J.A.D. argued that the State s first amended motion to modify was untimely because it had been filed less than seven days before trial without leave of court. The court agreed, struck the amended motion, and directed the State to proceed on the original motion. The court then determined, however, that J.A.D. had never been personally served with a copy of the original motion to modify. Accordingly, the court postponed the matter for sixteen days.
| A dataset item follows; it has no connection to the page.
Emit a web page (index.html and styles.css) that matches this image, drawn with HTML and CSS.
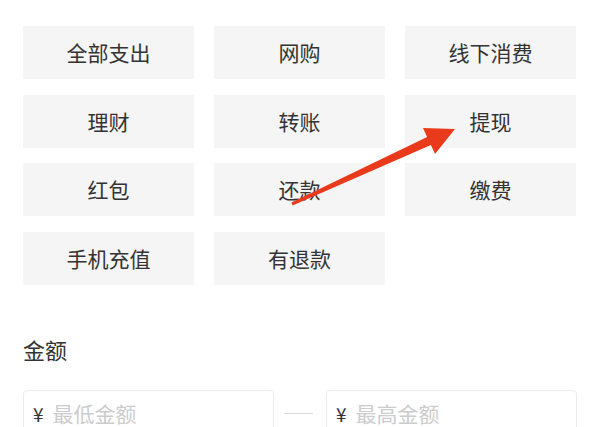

The State filed a second amended motion to modify on August 11. J.A.D. filed a motion to dismiss this motion because it was filed after the expiration of his probationary term. At the beginning of the August 25 hearing, the court heard J.A.D. s motion. The court denied the motion because it considered the amended motion to relate back to the time the original motion was filed under the Rules of Civil Procedure and because J.A.D. did not claim that he had insufficient time to prepare his defense to the amended motion.
We review a court s decision to modify a juvenile disposition under an abuse-of-discretion standard. See In re M.A.L., 995 S.W.2d 322, 324 (Tex. App. Waco 1999, no pet.); In re Cockrell, 493 S.W.2d 620, 627 (Tex. Civ. App. Amarillo 1973, writ ref d n.r.e.). According to section 54.05(a) of the Family Code, a court may modify a juvenile disposition, other than a commitment to the Texas Youth Commission, until the child becomes eighteen years old or is earlier discharged by the court or operation of law. Tex. Fam. Code Ann. 54.05(a) (Vernon Supp. 2000).
The Code of Criminal Procedure contains similar provisions for the modification or revocation of an adult criminal defendant s community supervision. See Tex. Code Crim. Proc. Ann. art. 42.12, 21, 22, 23 (Vernon Supp. 2000). For this reason, appellate courts reviewing the modification of juvenile dispositions have looked to adult revocation cases for guidance in determining the appropriate procedures to be followed in juvenile cases. See, e.g., In re R.G., 687 S.W.2d 774, 776-77 (Tex. App. Amarillo 1985, no writ); Franks v. State, 498 S.W.2d 516, 518 (Tex. Civ. App. Texarkana 1973, no writ); see also In re Gault, 387 U.S. 1, 87 S.Ct. 1428, 18 L.Ed.2d 527 (1967); In re D.I.B., 988 S.W.2d 753 (Tex. 1999).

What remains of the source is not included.